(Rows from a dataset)
• • •
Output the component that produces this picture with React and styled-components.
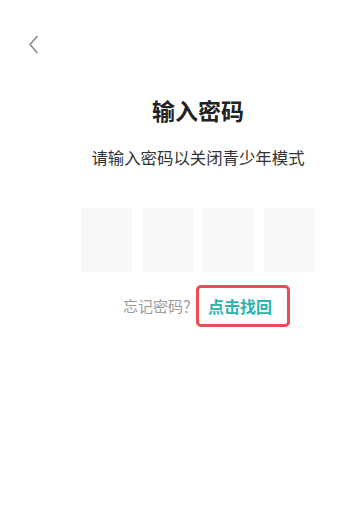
import React from "react";
import styled, { createGlobalStyle } from "styled-components";

const GlobalStyle = createGlobalStyle`
  html, body {
    margin: 0;
    padding: 0;
    background: #ffffff;
    font-family: "Noto Sans CJK SC", "Noto Sans", sans-serif;
  }
`;

const Page = styled.div`
  width: 362px;
  height: 516px;
  background: #ffffff;
  display: flex;
  flex-direction: column;
`;

const Header = styled.div`
  display: flex;
  align-items: center;
  height: 54px;
  padding: 35px 0 0 28px;
  box-sizing: border-box;
`;

const BackButton = styled.button`
  border: none;
  background: none;
  padding: 0;
  display: flex;
  color: #8a8a8a;
  cursor: pointer;
`;

const Content = styled.div`
  display: flex;
  flex-direction: column;
  align-items: center;
  padding-left: 34px;
`;

const Title = styled.h1`
  margin: 41px 0 0;
  font-size: 23px;
  line-height: 30px;
  font-weight: 600;
  color: #222222;
`;

const Subtitle = styled.p`
  margin: 21px 0 0;
  font-size: 16.4px;
  line-height: 22px;
  color: #333333;
`;

const CodeRow = styled.div`
  display: flex;
  gap: 10px;
  margin-top: 40px;
`;

const CodeCell = styled.div`
  width: 51px;
  height: 64px;
  background: #f8f8f8;
`;

const Footer = styled.div`
  display: flex;
  align-items: center;
  margin-top: 13px;
  padding-left: 123px;
  font-size: 15px;
`;

const Hint = styled.span`
  color: #9a9a9a;
  line-height: 20px;
`;

const Link = styled.a`
  display: flex;
  align-items: center;
  height: 42px;
  box-sizing: border-box;
  margin-left: -2px;
  padding: 0 15px 0 9px;
  border: 3px solid #ee4b56;
  border-radius: 5px;
  color: #2bb3ae;
  font-size: 16px;
  font-weight: 600;
  text-decoration: none;
`;

export default function App() {
  const cells = [0, 1, 2, 3];
  return (
    <Page>
      <GlobalStyle />
      <Header>
        <BackButton aria-label="返回">
          <svg width="11" height="19" viewBox="0 0 11 19" fill="none">
            <polyline
              points="9,1.5 2,9.5 9,17.5"
              stroke="currentColor"
              strokeWidth="1.6"
              strokeLinecap="round"
              strokeLinejoin="round"
            />
          </svg>
        </BackButton>
      </Header>
      <Content>
        <Title>输入密码</Title>
        <Subtitle>请输入密码以关闭青少年模式</Subtitle>
        <CodeRow>
          {cells.map((i) => (
            <CodeCell key={i} />
          ))}
        </CodeRow>
      </Content>
      <Footer>
        <Hint>忘记密码？</Hint>
        <Link href="#">点击找回</Link>
      </Footer>
    </Page>
  );
}
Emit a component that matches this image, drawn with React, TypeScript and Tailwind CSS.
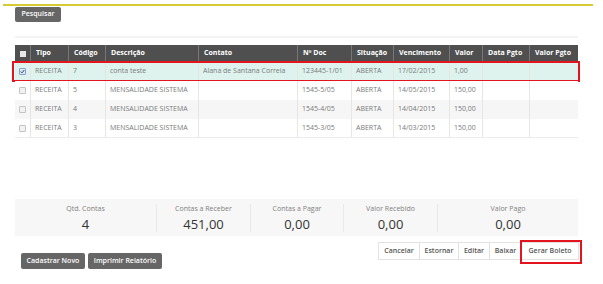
• • •
#### Exercise description
Copy all the lines of data exactly as they appear, dropping any images.

#### Exercise solution
Output the component that produces this picture with React and styled-components.
import React from "react";
import styled, { createGlobalStyle } from "styled-components";

const GlobalStyle = createGlobalStyle`
  html, body {
    margin: 0;
    padding: 0;
    background: #ffffff;
    font-family: "Noto Sans CJK SC", "Noto Sans", sans-serif;
  }
`;

const Page = styled.div`
  width: 362px;
  height: 516px;
  background: #ffffff;
  display: flex;
  flex-direction: column;
`;

const Header = styled.div`
  display: flex;
  align-items: center;
  height: 54px;
  padding: 35px 0 0 28px;
  box-sizing: border-box;
`;

const BackButton = styled.button`
  border: none;
  background: none;
  padding: 0;
  display: flex;
  color: #8a8a8a;
  cursor: pointer;
`;

const Content = styled.div`
  display: flex;
  flex-direction: column;
  align-items: center;
  padding-left: 34px;
`;

const Title = styled.h1`
  margin: 41px 0 0;
  font-size: 23px;
  line-height: 30px;
  font-weight: 600;
  color: #222222;
`;

const Subtitle = styled.p`
  margin: 21px 0 0;
  font-size: 16.4px;
  line-height: 22px;
  color: #333333;
`;

const CodeRow = styled.div`
  display: flex;
  gap: 10px;
  margin-top: 40px;
`;

const CodeCell = styled.div`
  width: 51px;
  height: 64px;
  background: #f8f8f8;
`;

const Footer = styled.div`
  display: flex;
  align-items: center;
  margin-top: 13px;
  padding-left: 123px;
  font-size: 15px;
`;

const Hint = styled.span`
  color: #9a9a9a;
  line-height: 20px;
`;

const Link = styled.a`
  display: flex;
  align-items: center;
  height: 42px;
  box-sizing: border-box;
  margin-left: -2px;
  padding: 0 15px 0 9px;
  border: 3px solid #ee4b56;
  border-radius: 5px;
  color: #2bb3ae;
  font-size: 16px;
  font-weight: 600;
  text-decoration: none;
`;

export default function App() {
  const cells = [0, 1, 2, 3];
  return (
    <Page>
      <GlobalStyle />
      <Header>
        <BackButton aria-label="返回">
          <svg width="11" height="19" viewBox="0 0 11 19" fill="none">
            <polyline
              points="9,1.5 2,9.5 9,17.5"
              stroke="currentColor"
              strokeWidth="1.6"
              strokeLinecap="round"
              strokeLinejoin="round"
            />
          </svg>
        </BackButton>
      </Header>
      <Content>
        <Title>输入密码</Title>
        <Subtitle>请输入密码以关闭青少年模式</Subtitle>
        <CodeRow>
          {cells.map((i) => (
            <CodeCell key={i} />
          ))}
        </CodeRow>
      </Content>
      <Footer>
        <Hint>忘记密码？</Hint>
        <Link href="#">点击找回</Link>
      </Footer>
    </Page>
  );
}
Emit a component that matches this image, drawn with React, TypeScript and Tailwind CSS.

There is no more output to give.